Congress centres and meeting spaces will be there when we can use them, available for us, even if they have served as hospitals or vaccination centres while we could not. Facilities with spaces which can be modified to suit different sizes of meeting and which have managed to invest in equipment for virtual participation will have an advantage, as hybrid meetings with part physical and part virtual presence are likely to persist in the conference sphere.
Slow progress
The return to physical meetings will be real, even if progress is slow. Arranging a conference is by no means an instant solution: finding the venue for an event takes place months beforehand, and registering the speakers and audience requires weeks or months of preparation on the part of the organisers, all organizers know this. Meanwhile the centres will be seeking to recover their caterers or suppliers and restore their own supply chain, hoping they are still in business, as well as re-engaging their own staff. Numerous congresses have been postponed from 2020 to 2021 in the same place and with similar conditions, complicating the calendar of reservations and spreading thinly the income of providers who will have to make one year’s charges cover two years’ effort. Each time there has been a technical revolution the demise of conferences has been forecast but each time conferences have continued to exist, and the same will be true as the world recovers from the pandemic.
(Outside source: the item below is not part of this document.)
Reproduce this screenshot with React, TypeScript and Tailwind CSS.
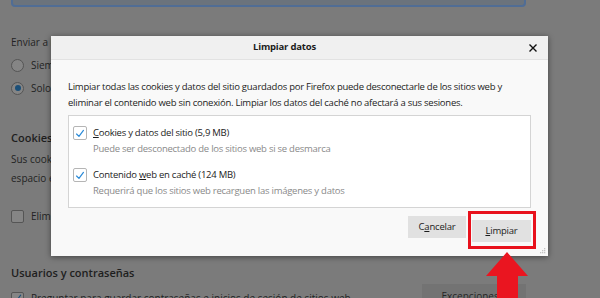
import React from "react";

const font = { fontFamily: '"Open Sans", "Noto Sans", sans-serif' };

const Check = ({ className = "", color = "#2a8ad8" }: { className?: string; color?: string }) => (
  <svg viewBox="0 0 14 14" className={className} fill="none">
    <path d="M3 7.6 L5.8 10.4 L11 3.4" stroke={color} strokeWidth="1.4" strokeLinecap="round" strokeLinejoin="round" />
  </svg>
);

const DialogItem = ({ label, sub, className = "" }: { label: React.ReactNode; sub: string; className?: string }) => (
  <div className={`flex gap-[6px] ${className}`}>
    <div className="w-[14px] h-[14px] mt-[1px] rounded-[2px] border border-[#b5b5b5] bg-white shrink-0 flex items-center justify-center">
      <Check className="w-[13px] h-[13px]" />
    </div>
    <div className="flex flex-col">
      <span className="text-[9.5px] tracking-[-0.25px] leading-[16px] text-[#1c1c1c]">{label}</span>
      <span className="text-[9.5px] tracking-[-0.25px] leading-[16px] text-[#8a8a8a]">{sub}</span>
    </div>
  </div>
);

export default function App() {
  return (
    <div className="relative w-[600px] h-[298px] overflow-hidden bg-[#7b7b7b] text-[#232323]" style={font}>
      {/* page behind the modal */}
      <div className="flex flex-col pl-[11px]">
        <div className="w-[515px] h-[7px] rounded-b-[4px] border-2 border-t-0 border-[#506d95] bg-[#6b737c]" />
        <div className="mt-[26px] text-[10px] leading-[18px] whitespace-nowrap">
          Enviar a los sitios web una señal de “No rastrear” indicando que no quiere ser rastreado
        </div>
        <div className="mt-[4px] flex items-center gap-[7px] h-[20px]">
          <div className="w-[13px] h-[13px] rounded-full border border-[#555] bg-[#858585]" />
          <span className="text-[10px] whitespace-nowrap">Siempre</span>
        </div>
        <div className="mt-[3px] flex items-center gap-[7px] h-[20px]">
          <div className="w-[13px] h-[13px] rounded-full border border-[#555] bg-[#858585] flex items-center justify-center">
            <div className="w-[6px] h-[6px] rounded-full bg-[#1b4f78]" />
          </div>
          <span className="text-[10px] whitespace-nowrap">Solo cuando Firefox está configurado para bloquear los rastreadores conocidos</span>
        </div>
        <div className="mt-[30px] text-[11px] leading-[20px] font-semibold text-[#1e1e1e] whitespace-nowrap">Cookies y datos del sitio</div>
        <div className="mt-[2px] text-[10px] leading-[19px] whitespace-nowrap">
          Sus cookies, datos del sitio y caché almacenados ocupan actualmente un 6,0 MB de
        </div>
        <div className="text-[10px] leading-[19px] whitespace-nowrap">espacio en disco.</div>
        <div className="mt-[18px] flex items-center gap-[7px] h-[20px]">
          <div className="w-[13px] h-[13px] rounded-[2px] border border-[#555] bg-[#858585]" />
          <span className="text-[10px] whitespace-nowrap">Eliminar cookies y datos del sitio cuando se cierre Firefox</span>
        </div>
        <div className="mt-[37px] text-[11px] leading-[20px] font-semibold text-[#1e1e1e] whitespace-nowrap">Usuarios y contraseñas</div>
        <div className="mt-[5px] flex items-start">
          <div className="flex items-center gap-[7px] h-[20px] w-[411px]">
            <div className="w-[13px] h-[13px] rounded-[2px] border border-[#555] bg-[#858585] flex items-center justify-center">
              <Check className="w-[12px] h-[12px]" color="#1b4f78" />
            </div>
            <span className="text-[10px] whitespace-nowrap">Preguntar para guardar contraseñas e inicios de sesión de sitios web</span>
          </div>
          <div className="-mt-[4px] w-[104px] h-[24px] bg-[#737373] flex justify-center pt-[5px] text-[10px] text-[#262626]">
            Excepciones…
          </div>
        </div>
      </div>

      {/* modal dialog */}
      <div className="absolute left-[51px] top-[36px] w-[497px] h-[220px] bg-[#f9f9f9] shadow-[0_1px_6px_rgba(0,0,0,0.45)] flex flex-col">
        <div className="h-[24px] bg-[#f0f0f0] border-b border-[#e2e2e2] flex items-center">
          <div className="flex-1 text-center text-[9.5px] tracking-[-0.2px] font-bold text-[#1c1c1c]">Limpiar datos</div>
          <div className="w-[30px] flex justify-center">
            <svg viewBox="0 0 8 8" className="w-[8px] h-[8px]">
              <path d="M0.5 0.5 L7.5 7.5 M7.5 0.5 L0.5 7.5" stroke="#111" strokeWidth="1.4" />
            </svg>
          </div>
        </div>
        <div className="flex flex-col px-[17px] pt-[19px]">
          <p className="text-[9.5px] tracking-[-0.25px] leading-[16px] text-[#1c1c1c] whitespace-nowrap">
            Limpiar todas las cookies y datos del sitio guardados por Firefox puede desconectarle de los sitios web y
            <br />
            eliminar el contenido web sin conexión. Limpiar los datos del caché no afectará a sus sesiones.
          </p>
          <div className="mt-[4px] h-[93px] bg-white border border-[#d4d4d4] pl-[4px] pt-[9px] flex flex-col">
            <DialogItem
              label={
                <>
                  <span className="underline">C</span>ookies y datos del sitio (5,9 MB)
                </>
              }
              sub="Puede ser desconectado de los sitios web si se desmarca"
            />
            <DialogItem
              className="mt-[10px]"
              label={
                <>
                  Contenido <span className="underline">w</span>eb en caché (124 MB)
                </>
              }
              sub="Requerirá que los sitios web recarguen las imágenes y datos"
            />
          </div>
          <div className="mt-[8px] flex justify-end gap-[6px]">
            <button className="w-[58px] h-[22px] bg-[#e1e1e1] text-[9.5px] tracking-[-0.2px] text-[#1c1c1c]">
              C<span className="underline">a</span>ncelar
            </button>
            <div className="relative">
              <button className="w-[59px] h-[22px] bg-[#e1e1e1] text-[9.5px] tracking-[-0.2px] text-[#1c1c1c]">
                <span className="underline">L</span>impiar
              </button>
              <div className="absolute -left-[4px] -right-[5px] -top-[5px] -bottom-[7px] border-[3px] border-[#e8111c]" />
            </div>
          </div>
        </div>
        <svg viewBox="0 0 6 6" className="absolute right-[2px] bottom-[2px] w-[6px] h-[6px]">
          <rect x="4" y="0" width="1.3" height="1.3" fill="#c4c4c4" />
          <rect x="2" y="2" width="1.3" height="1.3" fill="#c4c4c4" />
          <rect x="4" y="2" width="1.3" height="1.3" fill="#c4c4c4" />
          <rect x="0" y="4" width="1.3" height="1.3" fill="#c4c4c4" />
          <rect x="2" y="4" width="1.3" height="1.3" fill="#c4c4c4" />
          <rect x="4" y="4" width="1.3" height="1.3" fill="#c4c4c4" />
        </svg>
      </div>

      {/* red annotation arrow */}
      <svg viewBox="0 0 42 46" className="absolute left-[486px] top-[252px] w-[42px] h-[46px]">
        <polygon points="21,0 42,24 32,24 32,46 11,46 11,24 0,24" fill="#ea1520" />
      </svg>
    </div>
  );
}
One other aspect of association activity has been affected over the past year: associations are legally obliged to hold regular – usually annual – assemblies for the approval of their accounts, election of officers, and similar administrative matters. This has previously meant that people have gathered at a physical meeting, but many associations have had to resort to virtual means. Physical attendance is normally more efficient and productive and will resume its importance, even if alternative sources are used for some operations. Some legislations have allowed for virtual general assemblies only for a limited time, and associations have been obliged to modify their articles or statutes to permit them to operate with on-line voting. The general assemblies of international associations have been a stalwart of the suppliers of the meetings industry, and they will be again. Confidence will return.
UIA is conducting a major survey to find out how associations have been coping with the pandemic and conditions in the past year, and will report.